Das Missverständnis (franz. Le Malentendu) ist ein Theaterstück, das von Albert Camus 1943 im besetzten Paris geschrieben wurde.
In einer kühlen Versuchsanordnung greift Camus hier das Thema von der Heimkehr des verlorenen Sohnes auf, wobei an die Stelle fröhlichen Wiedererkennens das Missverständnis tritt
Eine Mutter lebt mit ihrer Tochter Martha in einer einsamen Gegend in Böhmen. Die beiden führen ein Hotel, welches schlecht besucht ist. Martha möchte am Meer leben, doch dazu benötigt sie viel Geld. Sie bringen deshalb ihre Gäste um, damit sie mit deren Geld ein neues Leben am Meer anfangen können. Aber eines Tages kommt der lange verschollene Sohn (Jan) der Mutter nach Hause. Er war vor 20 Jahren nach Afrika ausgewandert. Dort ist er vermögend geworden und hat Maria geheiratet. Leider gibt er sich, entgegen dem Rat seiner Frau, als Fremden aus, da er als Sohn von ihnen erkannt werden möchte. Die Mutter erkennt ihren Sohn jedoch nicht wieder, da sie aus Erfahrung weiß, dass man diejenigen, die man nicht ansieht, leichter töten kann. Der Sohn schickt seine Frau fort, da er erst einmal allein da sein möchte. Maria versteht ihn nicht, verlässt aber angstvoll und widerwillig das Hotel. In der Nacht bringen Mutter und Tochter unwissend Jan um, indem sie ihm einen Schlaftrunk mischen und ihn, während er schläft, in den Fluss, welcher in der Nähe fließt, werfen. Am nächsten Morgen erfahren Mutter und Tochter seinen richtigen Namen, indem der stets gegenwärtige, aber nie sprechende Knecht ihnen Jans Ausweis überreicht. Die Mutter entdeckt nun die Liebe in sich wieder und beschließt ihrem Sohn zu folgen. Martha jedoch hasst ihr sinnloses Leben umso mehr und möchte sich in ihrem Zimmer umbringen, da kommt Maria, um ihren Mann abzuholen. Sie erfährt, dass er von seiner Schwester und seiner Mutter getötet wurde. Und obwohl sie alles getan hat, um glücklich zu werden, bleibt sie allein zurück.
Ursprünglich war „Das Missverständnis“ im Herbst 2014 als Workshop geplant. Er sollte den Vereinsmitgliedern die Möglichkeit geben, eine Produktion für Erwachsene mit ihren vielen Schritten von der Idee bis zur Inszenierung durchzuspielen.
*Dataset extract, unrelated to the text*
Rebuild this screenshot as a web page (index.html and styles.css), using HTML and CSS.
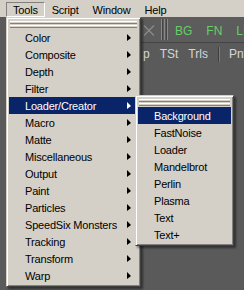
FILE: index.html
```html
<!DOCTYPE html>
<html lang="en">
<head>
<meta charset="UTF-8">
<title>Tools menu</title>
<link rel="stylesheet" href="styles.css">
</head>
<body>
<div class="menubar">
    <span class="mb-item pressed">Tools</span>
    <span class="mb-item">Script</span>
    <span class="mb-item">Window</span>
    <span class="mb-item">Help</span>
</div>

<div class="workspace">
    <div class="toolbar row1">
        <svg class="close" width="12" height="11" viewBox="0 0 12 11">
            <path d="M1 0.5 L11 10.5 M11 0.5 L1 10.5" stroke="#8c8c8c" stroke-width="1.2" fill="none"/>
        </svg>
        <span class="grip"></span>
        <span class="tb-green">BG</span>
        <span class="tb-green">FN</span>
        <span class="tb-green">LI</span>
    </div>
    <div class="toolbar row2">
        <span class="tb-text">p</span>
        <span class="tb-text">TSt</span>
        <span class="tb-text">Trls</span>
        <span class="tb-sep"></span>
        <span class="tb-text">Pnt</span>
    </div>
</div>

<div class="menu tools">
    <div class="tearoff"><div class="bar"></div><div class="bar"></div></div>
    <div class="item">Color<i class="arrow"></i></div>
    <div class="item">Composite<i class="arrow"></i></div>
    <div class="item">Depth<i class="arrow"></i></div>
    <div class="item">Filter<i class="arrow"></i></div>
    <div class="item active">Loader/Creator<i class="arrow"></i></div>
    <div class="item">Macro<i class="arrow"></i></div>
    <div class="item">Matte<i class="arrow"></i></div>
    <div class="item">Miscellaneous<i class="arrow"></i></div>
    <div class="item">Output<i class="arrow"></i></div>
    <div class="item">Paint<i class="arrow"></i></div>
    <div class="item">Particles<i class="arrow"></i></div>
    <div class="item">SpeedSix Monsters<i class="arrow"></i></div>
    <div class="item">Tracking<i class="arrow"></i></div>
    <div class="item">Transform<i class="arrow"></i></div>
    <div class="item">Warp<i class="arrow"></i></div>
</div>

<div class="menu sub">
    <div class="tearoff"><div class="bar"></div><div class="bar"></div></div>
    <div class="item active">Background</div>
    <div class="item">FastNoise</div>
    <div class="item">Loader</div>
    <div class="item">Mandelbrot</div>
    <div class="item">Perlin</div>
    <div class="item">Plasma</div>
    <div class="item">Text</div>
    <div class="item">Text+</div>
</div>
</body>
</html>
```

FILE: styles.css
```css
body {
    margin: 0;
    width: 244px;
    height: 290px;
    overflow: hidden;
    background-color: #5a5a5a;
    font-family: "Liberation Sans", Arial, sans-serif;
    font-size: 11px;
    letter-spacing: -0.2px;
    color: #000;
}

.menubar {
    display: flex;
    height: 17px;
    padding-left: 6px;
    background-color: #d4d0c8;
    box-sizing: border-box;
    padding-top: 2px;
}

.mb-item {
    height: 15px;
    line-height: 14px;
    padding: 0 6px;
    border: 1px solid transparent;
    box-sizing: border-box;
}

.mb-item.pressed {
    border-color: #808080 #fff #fff #808080;
}

.workspace {
    padding-left: 141px;
}

.toolbar {
    display: flex;
    align-items: center;
    overflow: hidden;
}

.toolbar > * {
    flex-shrink: 0;
}

.row1 {
    height: 25px;
    border-bottom: 1px solid #444;
    background-color: #5c5c5c;
}

.row2 {
    height: 18px;
    padding-top: 2px;
}

.close {
    margin-left: 2px;
    margin-top: 2px;
}

.grip {
    width: 7px;
    height: 21px;
    margin: 0 7px 0 6px;
    border-left: 1px solid #8a8a8a;
    border-right: 1px solid #8a8a8a;
    box-shadow: inset 1px 0 #444, inset -1px 0 #444;
    box-sizing: border-box;
    background: linear-gradient(to right, transparent 2px, #8a8a8a 2px, #8a8a8a 3px, transparent 3px);
}

.tb-green {
    color: #68cc68;
    font-size: 12px;
    letter-spacing: 0;
    margin-right: 14px;
    margin-top: 2px;
}

.tb-text {
    color: #d6d6d6;
    font-size: 12px;
    letter-spacing: 0;
    margin-right: 10px;
}

.tb-text:first-child {
    margin-left: 2px;
}

.tb-sep {
    width: 1px;
    height: 15px;
    background-color: #3e3e3e;
    border-right: 1px solid #7a7a7a;
    margin-right: 9px;
}

.menu {
    position: absolute;
    background-color: #d4d0c8;
    border: 1px solid;
    border-color: #d4d0c8 #404040 #404040 #d4d0c8;
    box-shadow: inset 1px 1px #fff, inset -1px -1px #808080, 2px 2px 2px rgba(0, 0, 0, 0.45);
    padding: 2px;
    box-sizing: border-box;
}

.tools {
    left: 6px;
    top: 17px;
    width: 135px;
}

.sub {
    left: 135px;
    top: 95px;
    width: 99px;
}

.tearoff {
    height: 9px;
    padding: 1px 1px 0 1px;
    box-sizing: border-box;
}

.tearoff .bar {
    height: 1px;
    margin-bottom: 1px;
    background-color: #d4d0c8;
    border-top: 1px solid #fff;
    border-bottom: 1px solid #808080;
}

.item {
    display: flex;
    align-items: center;
    height: 17px;
    padding-left: 16px;
    white-space: nowrap;
}

.item.active {
    background-color: #0a246a;
    color: #fff;
}

.arrow {
    width: 0;
    height: 0;
    margin-left: auto;
    margin-right: 7px;
    border-left: 4px solid #000;
    border-top: 4px solid transparent;
    border-bottom: 3px solid transparent;
}

.item.active .arrow {
    border-left-color: #fff;
}
```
Ziel war auch, sie in die Lage zu versetzen, selbst zu inszenieren.Im Gegensatz zum üblichen Lesen von verschiedenen Rollenbüchern in der Hoffnung, dass etwas Inspirierendes dabei ist, entstand die Idee zu diesem Projekt durch die SWF-Fernsehproduktion „Das Mißverständnis“ von 1966. Elisabeth Flickenschildt agierte in dieser Inszenierung fast ohne Mimik. Ihr Gesicht und Hände waren weiß, was die Schwarzweißaufnahmetechnik noch verstärkte. Das Stück in dieser klassischen Form als Figurentheater zu spielen, drängte sich auf.
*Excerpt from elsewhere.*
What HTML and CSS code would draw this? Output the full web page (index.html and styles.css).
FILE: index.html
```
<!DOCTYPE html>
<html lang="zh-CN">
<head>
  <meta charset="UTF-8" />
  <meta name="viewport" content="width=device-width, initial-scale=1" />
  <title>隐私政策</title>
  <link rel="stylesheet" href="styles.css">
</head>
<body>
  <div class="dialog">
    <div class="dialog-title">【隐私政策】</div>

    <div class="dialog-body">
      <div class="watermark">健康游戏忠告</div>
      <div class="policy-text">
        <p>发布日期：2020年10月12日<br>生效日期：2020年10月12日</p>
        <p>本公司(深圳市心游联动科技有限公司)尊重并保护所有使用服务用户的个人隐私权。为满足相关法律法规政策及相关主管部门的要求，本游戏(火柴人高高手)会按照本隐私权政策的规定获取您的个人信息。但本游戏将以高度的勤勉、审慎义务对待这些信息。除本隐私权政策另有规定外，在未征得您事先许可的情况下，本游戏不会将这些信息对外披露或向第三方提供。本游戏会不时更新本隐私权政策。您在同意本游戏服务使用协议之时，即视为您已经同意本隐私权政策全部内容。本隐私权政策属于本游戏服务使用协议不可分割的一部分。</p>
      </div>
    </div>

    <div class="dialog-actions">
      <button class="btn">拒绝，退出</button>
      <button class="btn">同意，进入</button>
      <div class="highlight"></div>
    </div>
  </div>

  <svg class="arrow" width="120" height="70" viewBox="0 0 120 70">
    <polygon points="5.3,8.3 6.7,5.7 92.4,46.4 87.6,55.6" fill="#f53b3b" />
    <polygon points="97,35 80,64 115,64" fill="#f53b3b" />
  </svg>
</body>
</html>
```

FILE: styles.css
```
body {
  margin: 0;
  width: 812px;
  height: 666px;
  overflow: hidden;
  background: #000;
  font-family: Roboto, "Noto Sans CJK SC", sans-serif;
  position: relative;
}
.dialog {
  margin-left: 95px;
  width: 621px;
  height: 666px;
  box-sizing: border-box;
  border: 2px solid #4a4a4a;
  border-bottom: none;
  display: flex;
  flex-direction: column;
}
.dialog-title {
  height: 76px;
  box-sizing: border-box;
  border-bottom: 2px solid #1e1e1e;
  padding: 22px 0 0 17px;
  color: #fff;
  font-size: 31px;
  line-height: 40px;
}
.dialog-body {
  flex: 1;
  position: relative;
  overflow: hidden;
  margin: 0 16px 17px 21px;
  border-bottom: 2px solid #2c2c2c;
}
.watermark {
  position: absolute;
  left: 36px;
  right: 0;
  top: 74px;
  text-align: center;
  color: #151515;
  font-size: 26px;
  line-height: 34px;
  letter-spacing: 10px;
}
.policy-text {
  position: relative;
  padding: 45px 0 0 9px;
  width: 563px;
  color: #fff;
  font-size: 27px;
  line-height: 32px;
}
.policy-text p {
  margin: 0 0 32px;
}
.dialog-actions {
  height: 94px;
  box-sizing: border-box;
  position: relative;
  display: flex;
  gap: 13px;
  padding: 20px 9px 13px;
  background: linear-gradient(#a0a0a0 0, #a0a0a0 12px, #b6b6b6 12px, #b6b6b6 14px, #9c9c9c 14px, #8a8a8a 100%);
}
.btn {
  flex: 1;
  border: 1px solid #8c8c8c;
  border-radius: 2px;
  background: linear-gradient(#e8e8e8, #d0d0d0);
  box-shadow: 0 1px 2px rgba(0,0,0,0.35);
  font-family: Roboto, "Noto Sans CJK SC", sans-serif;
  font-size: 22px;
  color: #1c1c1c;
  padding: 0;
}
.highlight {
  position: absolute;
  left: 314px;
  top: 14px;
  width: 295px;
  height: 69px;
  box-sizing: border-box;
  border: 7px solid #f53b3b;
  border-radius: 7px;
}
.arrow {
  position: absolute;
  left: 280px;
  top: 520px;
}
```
Nach Studium des Originaltextes, der wie die einstündige Fernsehproduktion gekürzt werden sollte, stand fest: Das muss es sein. Die Kürzung des Textes war uns wichtig, um auch ein jüngeres Publikum nicht durch langatmige Monologe zu verscheuchen. Das in der Vergangenheit innerhalb der Familie gebräuchliche „Sie“ wurde durch das heute gebräuchliche „Du“ ersetzt, denn wir wollten es wie es im Vorwort geschrieben steht: …das antike Schicksalsthema in eine zeitgenössische Fabel zu kleiden.
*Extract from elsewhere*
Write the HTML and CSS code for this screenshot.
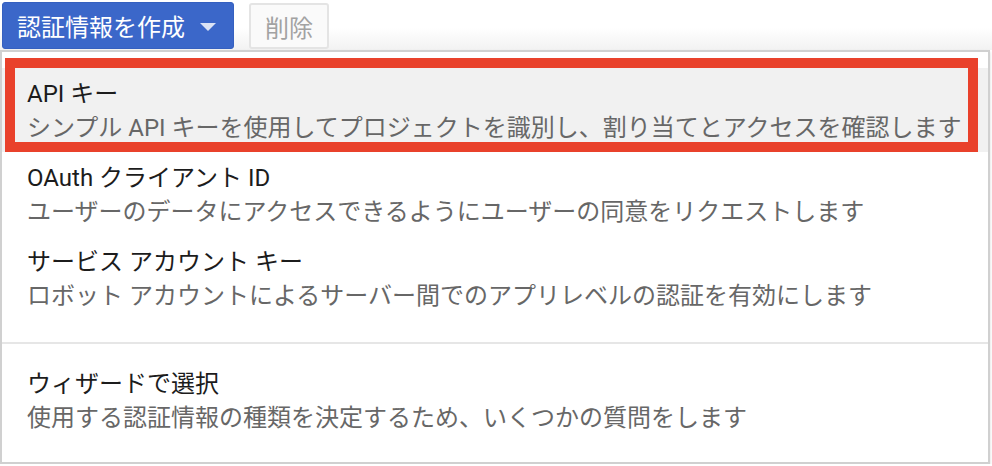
FILE: index.html
```html
<!DOCTYPE html>
<html lang="ja">
<head>
    <meta charset="UTF-8">
    <title>認証情報</title>
    <meta name="viewport" content="width=device-width, initial-scale=1">
    <link rel="stylesheet" href="styles.css">
</head>
<body>

<!-- Toolbar -->
<div class="toolbar">
    <button class="btn btn-primary">
        認証情報を作成
        <svg class="caret" width="16" height="8" viewBox="0 0 16 8"><polygon points="0,0 16,0 8,8"/></svg>
    </button>
    <button class="btn btn-disabled" disabled>削除</button>
</div>

<!-- Dropdown menu -->
<div class="menu">
    <div class="menu-group first">
        <div class="menu-item is-hover">
            <div class="item-title">API キー</div>
            <div class="item-desc">シンプル API キーを使用してプロジェクトを識別し、割り当てとアクセスを確認します</div>
            <span class="highlight"></span>
        </div>
        <div class="menu-item">
            <div class="item-title">OAuth クライアント ID</div>
            <div class="item-desc">ユーザーのデータにアクセスできるようにユーザーの同意をリクエストします</div>
        </div>
        <div class="menu-item">
            <div class="item-title">サービス アカウント キー</div>
            <div class="item-desc">ロボット アカウントによるサーバー間でのアプリレベルの認証を有効にします</div>
        </div>
    </div>
    <div class="menu-sep"></div>
    <div class="menu-group last">
        <div class="menu-item">
            <div class="item-title">ウィザードで選択</div>
            <div class="item-desc">使用する認証情報の種類を決定するため、いくつかの質問をします</div>
        </div>
    </div>
</div>

</body>
</html>
```

FILE: styles.css
```css
body {
    margin: 0;
    background: #fff;
    font-family: Roboto, "Noto Sans CJK JP", sans-serif;
}

.toolbar {
    display: flex;
    align-items: flex-start;
    gap: 15px;
    height: 50px;
    box-sizing: border-box;
    padding: 2px 0 0 2px;
    background: linear-gradient(to bottom, #fff 55%, #f2f2f2);
}

.btn {
    font-family: inherit;
    font-size: 24px;
    box-sizing: border-box;
    display: flex;
    align-items: center;
    border-radius: 3px;
}
.btn-primary {
    height: 47px;
    gap: 15px;
    padding: 0 17px 0 14px;
    background: #3b67c9;
    border: 1px solid #3560c0;
    color: #fff;
}
.caret {
    fill: #dbe3f5;
    margin-top: 2px;
}
.btn-disabled {
    height: 46px;
    margin-top: 1px;
    padding: 0 14px;
    background: #fafafa;
    border: 2px solid #e4e4e4;
    color: #a2a2a2;
}

.menu {
    width: 990px;
    box-sizing: border-box;
    background: #fff;
    border: 2px solid #d0d0d0;
    box-shadow: 0 2px 3px rgba(0,0,0,0.15);
}

.menu-group.first {
    padding: 16px 0 22px;
}
.menu-group.last {
    padding: 14px 0 20px;
}
.menu-sep {
    height: 2px;
    background: #e6e6e6;
}

.menu-item {
    position: relative;
    height: 84px;
    box-sizing: border-box;
    padding: 10px 25px 0;
}
.menu-item.is-hover {
    background: #f1f1f1;
}

.item-title {
    font-size: 24px;
    line-height: 32px;
    color: #1c1c1c;
    white-space: nowrap;
}
.item-desc {
    font-size: 24px;
    line-height: 32px;
    margin-top: 2px;
    color: #676767;
    white-space: nowrap;
}

/* red annotation frame around the hovered item */
.highlight {
    position: absolute;
    top: -10px;
    left: 3px;
    right: 10px;
    bottom: 0;
    border: 10px solid #e9412b;
}
```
Im Laufe des Workshops wurden Hintergrundinformationen gesichtet: Leben und Werk von Albert Camus, Was ist Existenzialismus? Zur Bedeutung der Liebe im Werk von Albert Camus, ... Jeder Teilnehmer erhielt einen Projektordner, wo alle Informationen gesammelt und später nachgeschlagen werden konnten.
Es wurden allgemeine Schauspieltechniken studiert und geprobt, hier vor allem Method Acting nach Lee Strasberg. Die Technik wurde gezielt auf das Stück angewendet.
Während des Workshops wuchs bei allen Beteiligten die Begeisterung und damit der Wunsch, den Workshop abzukürzen und das Stück für Zuschauer aufzuführen.
Die Frage, die wir uns bei der Erarbeitung des Stückes immer wieder stellen lautet: Warum Figurentheater? Im Grunde ist doch eigentlich ein Schauspiel. Doch die Figuren ersetzen in dieser Inszenierung nicht einfach nur die Schauspieler, sondern sie erweitern deren Persönlichkeit. Sie sind Schutzschild und Dämon, Vertrauter und Sündenbock. (Fast) jeder Spieler trägt eine lebensgroße Figur vor sich her, mit der er den anderen etwas vorspielt. Sei es Jan, der als Sohn nicht erkannt werden will und als Gast auftritt. Seine Schwester Martha, die ihre Figur wie ein Schutzschild vor Gefühlen trägt.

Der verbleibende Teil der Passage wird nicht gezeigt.